++++ The input

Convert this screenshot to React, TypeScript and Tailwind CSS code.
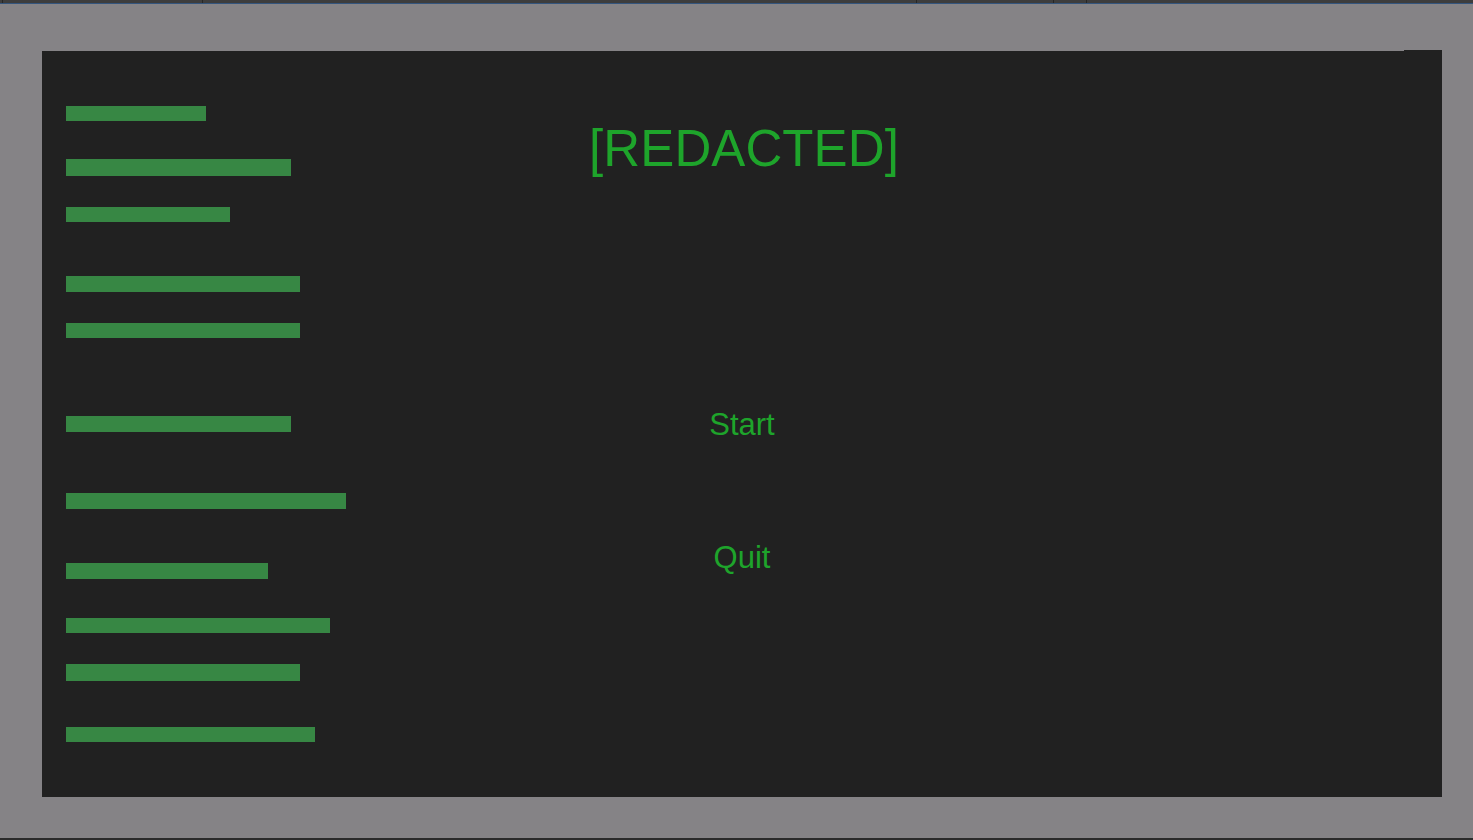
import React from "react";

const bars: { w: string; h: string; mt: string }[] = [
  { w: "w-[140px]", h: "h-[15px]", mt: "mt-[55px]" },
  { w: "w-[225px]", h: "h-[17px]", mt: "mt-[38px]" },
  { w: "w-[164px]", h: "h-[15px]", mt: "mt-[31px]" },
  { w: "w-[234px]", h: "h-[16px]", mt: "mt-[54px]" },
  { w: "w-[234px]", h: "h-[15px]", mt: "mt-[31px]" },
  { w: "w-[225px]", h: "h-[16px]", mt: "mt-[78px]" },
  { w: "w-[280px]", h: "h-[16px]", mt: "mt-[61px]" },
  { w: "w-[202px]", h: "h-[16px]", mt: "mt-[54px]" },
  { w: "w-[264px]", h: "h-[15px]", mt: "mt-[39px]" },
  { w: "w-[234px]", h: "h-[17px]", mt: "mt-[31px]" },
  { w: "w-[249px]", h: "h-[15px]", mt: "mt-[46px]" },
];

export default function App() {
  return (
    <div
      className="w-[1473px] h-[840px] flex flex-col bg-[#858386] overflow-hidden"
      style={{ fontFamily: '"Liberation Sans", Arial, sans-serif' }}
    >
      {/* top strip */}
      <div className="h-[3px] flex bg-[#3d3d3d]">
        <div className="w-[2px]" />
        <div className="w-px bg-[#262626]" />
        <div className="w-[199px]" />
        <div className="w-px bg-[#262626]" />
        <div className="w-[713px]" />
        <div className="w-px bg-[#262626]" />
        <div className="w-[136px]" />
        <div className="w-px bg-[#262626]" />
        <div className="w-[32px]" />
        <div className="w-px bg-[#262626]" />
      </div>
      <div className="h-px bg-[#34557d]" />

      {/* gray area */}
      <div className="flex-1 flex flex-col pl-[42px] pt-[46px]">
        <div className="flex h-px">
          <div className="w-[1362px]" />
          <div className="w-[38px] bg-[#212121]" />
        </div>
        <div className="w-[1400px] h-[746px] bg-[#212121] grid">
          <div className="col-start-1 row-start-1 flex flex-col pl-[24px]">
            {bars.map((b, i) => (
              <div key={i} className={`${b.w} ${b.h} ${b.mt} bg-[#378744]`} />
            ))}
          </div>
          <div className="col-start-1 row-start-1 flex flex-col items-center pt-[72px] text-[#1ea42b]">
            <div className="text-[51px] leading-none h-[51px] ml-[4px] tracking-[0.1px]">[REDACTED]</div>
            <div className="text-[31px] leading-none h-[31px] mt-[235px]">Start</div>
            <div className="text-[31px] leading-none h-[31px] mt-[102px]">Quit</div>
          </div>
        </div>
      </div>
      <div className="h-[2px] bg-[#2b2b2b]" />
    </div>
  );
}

++++++++
++++ The input

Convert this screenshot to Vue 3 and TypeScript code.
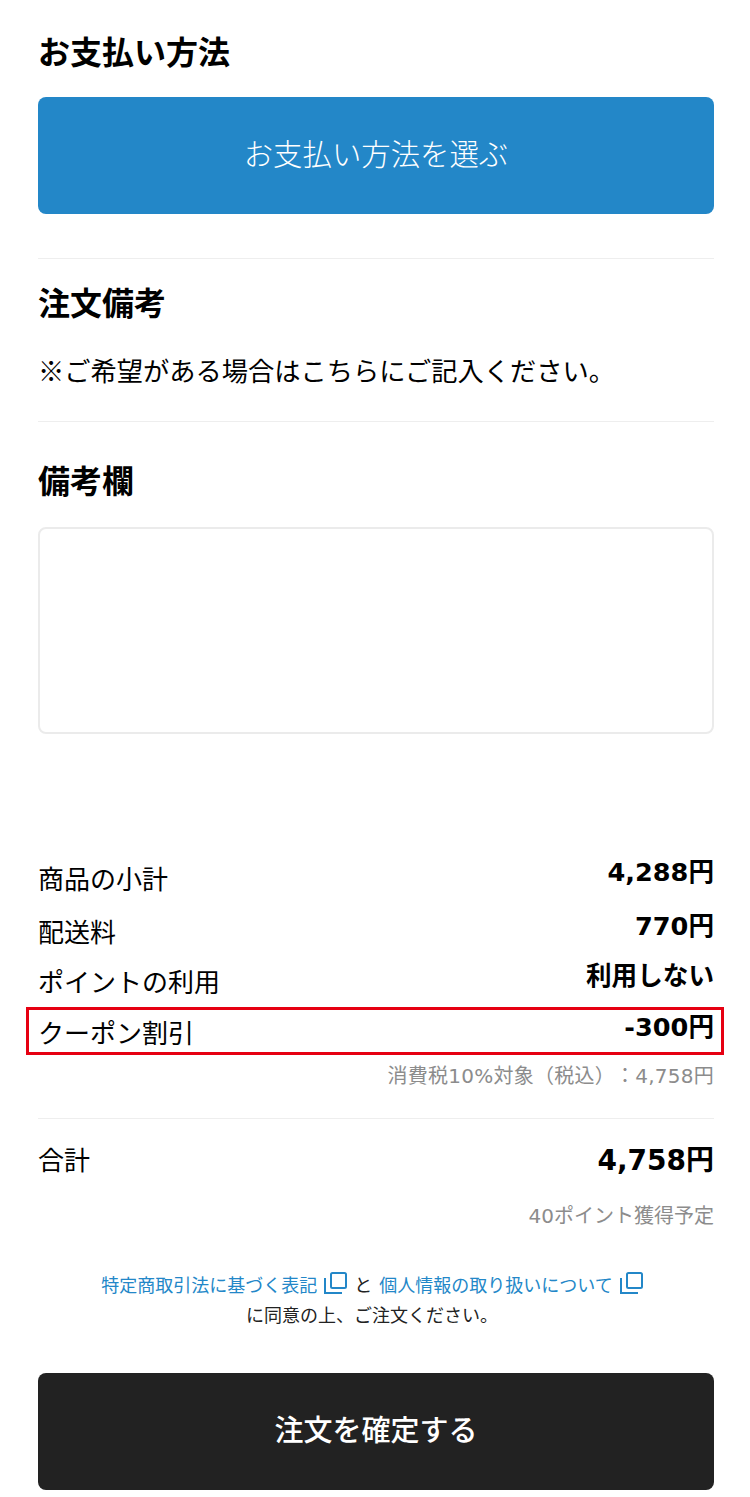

++++++++

- [Exercise aim] Pick out each line containing "TypeScript" and report it.

- [Solution to this task]
Convert this screenshot to React, TypeScript and Tailwind CSS code.
Convert this screenshot to Vue 3 and TypeScript code.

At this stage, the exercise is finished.